Raymond James is positive: "The company's pipeline of [North American] wind projects represents a key element of our constructive stance on CPX," Raymond James analyst David Quezada said in a recent note, in which he reiterated his "outperform" rating and $30 target price on the shares.

Veritas Investment Research is also positive: "Given its commitment to return significant amounts of capital to shareholders through fiscal 2020, combined with the long-term advantage of a young asset fleet, we believe CPX is an appealing income investment," said Darryl McCoubrey, who has a "buy" rating and $29.50 intrinsic value estimate on the shares.

In addition to the above, there is an excellent article on seekingalpha that goes into the financial details.


I bought shares of EMP.A (Sobeys) 2 years ago and its been dead money. The dividend yield is quite low (1.7%) and the dividend growth has been pathetic @ 0.5% per year. They really screwed up the purchase of Safeway Canada.

As for XTC, I bought the shares in January 2017, and I'm underwater about $600. I'm pissed with myself that the market has boomed and this has been shit.

Wednesday, 17 January 2018

Dividend Increases - Telus, ENB, ACO.X, CU

On November 9, Telus increased its quarterly dividend from $0.4925 to $0.505, or 2.5%. Since I own 398 shares, my yearly dividends increase by $19.90.

On November 29, Enbridge increased its quarterly dividend from $0.61 to $0.671, or 10%. Since I own 400 shares, my yearly dividends increase by $97.60.

On January 11, Atco increased its quarterly dividend from $0.3275 to $0.3766, or 15%. Since I own 100 shares, my yearly dividends increase by $19.64.

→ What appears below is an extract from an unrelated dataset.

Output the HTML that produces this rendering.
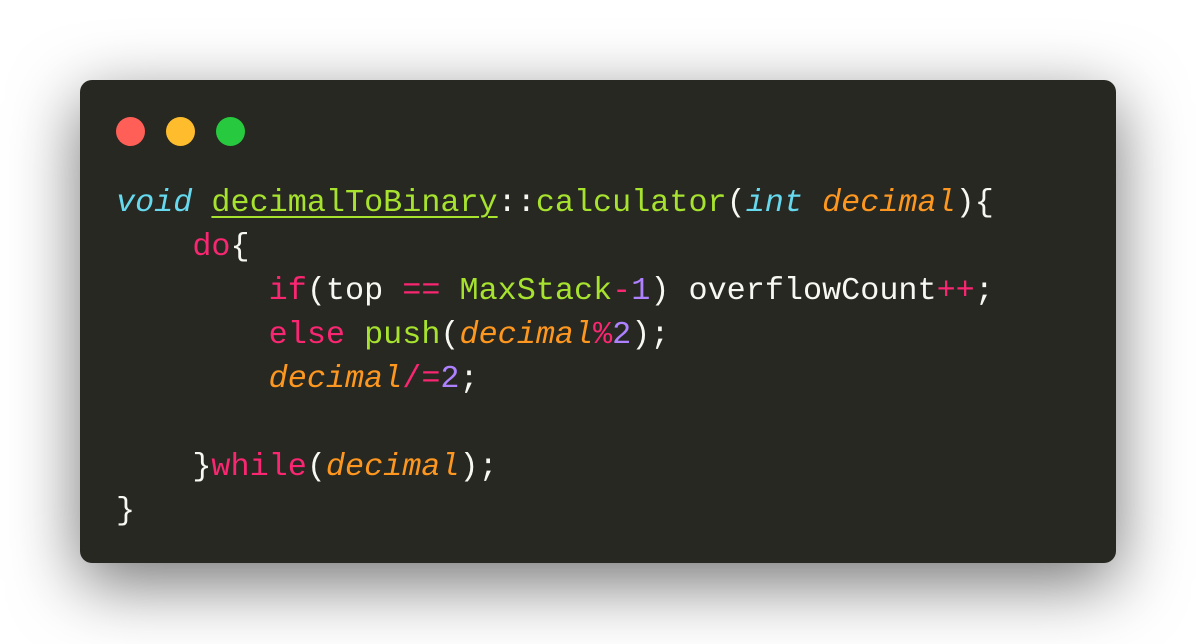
<!DOCTYPE html>
<html><head><meta charset="utf-8"><style>
html,body{margin:0;padding:0;background:#fff;width:1196px;height:644px;overflow:hidden}
.win{position:absolute;left:80px;top:80px;width:1036px;height:483px;background:#272822;border-radius:12px;box-shadow:0 20px 68px rgba(0,0,0,0.55)}
.dot{position:absolute;top:117px;width:29px;height:29px;border-radius:50%}
pre{position:absolute;left:116px;top:181px;margin:0;font-family:"Liberation Mono",monospace;font-size:31.8px;line-height:44px;color:#f8f8f2}
.k{color:#f92672}.t{color:#66d9ef;font-style:italic}.f{color:#a6e22e}.p{color:#fd971f;font-style:italic}.n{color:#ae81ff}.u{text-decoration:underline;text-underline-offset:5px;text-decoration-thickness:2px}
</style></head><body>
<div class="win"></div>
<div class="dot" style="left:116px;background:#ff5f56"></div>
<div class="dot" style="left:166px;background:#ffbd2e"></div>
<div class="dot" style="left:216px;background:#27c93f"></div>
<pre><span class="t">void</span> <span class="f u">decimalToBinary</span>::<span class="f">calculator</span>(<span class="t">int</span> <span class="p">decimal</span>){
    <span class="k">do</span>{
        <span class="k">if</span>(top <span class="k">==</span> <span class="f">MaxStack</span><span class="k">-</span><span class="n">1</span>) overflowCount<span class="k">++</span>;
        <span class="k">else</span> <span class="f">push</span>(<span class="p">decimal</span><span class="k">%</span><span class="n">2</span>);
        <span class="p">decimal</span><span class="k">/=</span><span class="n">2</span>;

    }<span class="k">while</span>(<span class="p">decimal</span>);
}</pre>
</body></html>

On January 11, Canadian Utilities increased its quarterly dividend from $0.3575 to $0.3933, or 10%. Since I own 100 shares, my yearly dividends increase by $14.32.

2018 Dividend Increases

Telus: +2.5%, $19.90
ENB: +10%, $97.60
ACO.X: +15%, $19.64
CU: +10%, $14.32
CVS: 0%

Saturday, 13 January 2018

My Total Return on TGT

All my TGT shares have done is pay me a dividend, that is until last week, where the share went from about $66 to $76. Finally!

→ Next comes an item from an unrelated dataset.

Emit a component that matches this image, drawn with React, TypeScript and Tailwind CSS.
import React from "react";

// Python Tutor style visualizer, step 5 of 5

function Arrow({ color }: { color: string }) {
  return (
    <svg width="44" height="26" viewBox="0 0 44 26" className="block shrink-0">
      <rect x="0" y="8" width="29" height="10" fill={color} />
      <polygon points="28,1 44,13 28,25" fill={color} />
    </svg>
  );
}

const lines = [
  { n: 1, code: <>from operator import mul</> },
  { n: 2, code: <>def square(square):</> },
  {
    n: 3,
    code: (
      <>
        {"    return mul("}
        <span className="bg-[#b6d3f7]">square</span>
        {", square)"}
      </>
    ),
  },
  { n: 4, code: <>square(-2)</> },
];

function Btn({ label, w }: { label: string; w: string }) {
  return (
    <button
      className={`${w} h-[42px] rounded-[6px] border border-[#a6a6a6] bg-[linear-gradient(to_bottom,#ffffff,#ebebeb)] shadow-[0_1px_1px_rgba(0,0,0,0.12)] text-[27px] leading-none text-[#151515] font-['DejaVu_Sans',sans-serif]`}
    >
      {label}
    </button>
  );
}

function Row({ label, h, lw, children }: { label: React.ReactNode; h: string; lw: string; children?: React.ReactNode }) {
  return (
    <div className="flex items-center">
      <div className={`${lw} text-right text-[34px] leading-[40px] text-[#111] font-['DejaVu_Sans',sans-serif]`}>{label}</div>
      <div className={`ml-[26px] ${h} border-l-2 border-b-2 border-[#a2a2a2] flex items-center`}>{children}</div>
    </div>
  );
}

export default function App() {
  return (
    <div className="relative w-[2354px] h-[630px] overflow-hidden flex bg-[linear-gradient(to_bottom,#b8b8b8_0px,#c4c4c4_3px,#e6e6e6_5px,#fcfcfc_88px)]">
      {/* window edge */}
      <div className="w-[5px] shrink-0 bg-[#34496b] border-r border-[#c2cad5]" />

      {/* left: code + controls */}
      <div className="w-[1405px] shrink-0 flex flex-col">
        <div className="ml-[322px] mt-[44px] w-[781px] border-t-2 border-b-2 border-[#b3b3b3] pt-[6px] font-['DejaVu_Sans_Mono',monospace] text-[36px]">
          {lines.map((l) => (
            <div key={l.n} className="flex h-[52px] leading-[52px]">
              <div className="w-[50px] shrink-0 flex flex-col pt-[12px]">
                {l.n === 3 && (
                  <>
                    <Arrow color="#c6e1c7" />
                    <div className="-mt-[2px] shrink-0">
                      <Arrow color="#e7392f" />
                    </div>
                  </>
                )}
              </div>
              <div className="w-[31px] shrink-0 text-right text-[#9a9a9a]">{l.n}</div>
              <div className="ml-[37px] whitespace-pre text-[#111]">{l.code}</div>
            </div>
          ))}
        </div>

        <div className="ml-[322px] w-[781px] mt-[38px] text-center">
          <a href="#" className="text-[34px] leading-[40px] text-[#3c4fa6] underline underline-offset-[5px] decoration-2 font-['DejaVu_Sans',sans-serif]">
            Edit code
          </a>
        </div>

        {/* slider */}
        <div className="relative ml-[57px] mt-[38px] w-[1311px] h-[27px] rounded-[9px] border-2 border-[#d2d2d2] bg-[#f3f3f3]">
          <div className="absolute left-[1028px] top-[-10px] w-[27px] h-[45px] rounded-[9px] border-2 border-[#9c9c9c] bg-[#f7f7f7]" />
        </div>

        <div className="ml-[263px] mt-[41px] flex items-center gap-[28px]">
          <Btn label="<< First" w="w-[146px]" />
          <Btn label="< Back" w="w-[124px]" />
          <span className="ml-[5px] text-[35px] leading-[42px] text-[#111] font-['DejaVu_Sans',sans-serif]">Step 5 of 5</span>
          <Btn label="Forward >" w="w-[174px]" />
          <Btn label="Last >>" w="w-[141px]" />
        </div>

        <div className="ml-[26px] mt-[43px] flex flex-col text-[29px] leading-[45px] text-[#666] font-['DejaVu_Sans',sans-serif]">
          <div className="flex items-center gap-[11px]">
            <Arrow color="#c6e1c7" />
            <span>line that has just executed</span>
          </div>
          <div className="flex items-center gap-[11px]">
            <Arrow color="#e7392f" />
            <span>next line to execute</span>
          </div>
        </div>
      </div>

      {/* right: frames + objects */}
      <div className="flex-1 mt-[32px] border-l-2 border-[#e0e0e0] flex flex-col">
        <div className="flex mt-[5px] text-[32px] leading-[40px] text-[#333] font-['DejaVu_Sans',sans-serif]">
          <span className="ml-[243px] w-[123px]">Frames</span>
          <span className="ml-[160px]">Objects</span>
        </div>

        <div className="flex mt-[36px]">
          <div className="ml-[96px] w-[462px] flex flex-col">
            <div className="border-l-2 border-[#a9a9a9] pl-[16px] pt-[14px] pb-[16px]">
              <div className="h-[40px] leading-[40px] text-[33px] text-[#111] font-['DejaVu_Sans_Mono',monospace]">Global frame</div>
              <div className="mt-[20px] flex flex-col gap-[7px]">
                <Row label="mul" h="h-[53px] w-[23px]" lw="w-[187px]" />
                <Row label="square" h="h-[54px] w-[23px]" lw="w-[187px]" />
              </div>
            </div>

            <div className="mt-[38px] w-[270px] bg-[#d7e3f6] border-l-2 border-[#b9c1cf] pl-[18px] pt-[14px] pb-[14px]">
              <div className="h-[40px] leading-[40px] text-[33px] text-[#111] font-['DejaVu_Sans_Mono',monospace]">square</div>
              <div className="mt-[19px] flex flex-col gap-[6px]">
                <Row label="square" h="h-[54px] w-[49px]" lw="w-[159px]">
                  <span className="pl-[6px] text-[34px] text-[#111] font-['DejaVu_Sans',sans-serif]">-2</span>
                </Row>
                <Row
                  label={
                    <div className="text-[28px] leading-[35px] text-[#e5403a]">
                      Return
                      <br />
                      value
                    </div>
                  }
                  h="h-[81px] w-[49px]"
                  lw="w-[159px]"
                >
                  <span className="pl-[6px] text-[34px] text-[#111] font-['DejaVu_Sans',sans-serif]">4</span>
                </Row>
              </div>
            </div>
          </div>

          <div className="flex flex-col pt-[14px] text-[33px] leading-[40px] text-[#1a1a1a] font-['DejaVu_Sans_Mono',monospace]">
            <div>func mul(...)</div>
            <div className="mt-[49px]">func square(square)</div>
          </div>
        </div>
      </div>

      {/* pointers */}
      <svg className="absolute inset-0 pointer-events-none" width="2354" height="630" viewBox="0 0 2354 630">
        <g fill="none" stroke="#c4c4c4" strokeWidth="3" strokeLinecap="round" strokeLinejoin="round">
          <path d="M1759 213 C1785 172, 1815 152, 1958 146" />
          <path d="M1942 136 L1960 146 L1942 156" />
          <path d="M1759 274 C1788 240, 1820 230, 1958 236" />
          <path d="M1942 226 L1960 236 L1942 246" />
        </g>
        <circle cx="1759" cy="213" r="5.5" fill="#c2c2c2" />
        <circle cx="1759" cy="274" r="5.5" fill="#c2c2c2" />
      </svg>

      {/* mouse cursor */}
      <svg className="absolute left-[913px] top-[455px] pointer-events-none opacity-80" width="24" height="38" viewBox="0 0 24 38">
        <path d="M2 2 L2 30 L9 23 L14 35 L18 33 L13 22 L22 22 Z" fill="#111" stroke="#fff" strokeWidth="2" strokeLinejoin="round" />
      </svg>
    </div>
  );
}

Those who bought in June or July 2017 at close to $50 have done extremely well for themselves (provided they didn't sell). Unfortunately, I sold 50 shares at $50.65 to raise cash for the purchase of my Tahoe. Fortunately, I sill have 250 shares.

I've been in TGT since 2012 and at one point, my total return was close to -20%. Today, my total return is 26%. With dividends, it's 40%. Those numbers are nice and big. They make me feel good! But how about the CAGR?

Because there were cash deposits (i.e. share purchases) and cash withdrawls (i.e. shares sold, dividends received) spread out over time and at irregular intervals, I used the XIRR formula in Google Sheets to calculate the CAGR. The table below shows my CAGR is just over 9% with dividends and just below 6% excluding dividends.

Friday, 12 January 2018

Closed my Call on GIS

As discussed in my previous post, I sold a Call option in GIS on Dec 26th. Since then, the share price has fallen a couple dollars and I decided to close the option.

On January 11th, I bought to close (BTC) the Call option. The transactions are:

Sold 1 GIS Call Apr 20 '18 $60 @ $2.43 ($11.20 commission + $0.01 SEC Fee)
BTC 1 GIS Call Apr 20 '18 $60 @ $1.38 ($11.20 commission)

I netted $82.59 over 16 days. 

I will consider selling another call option on GIS should the share price surpass $60.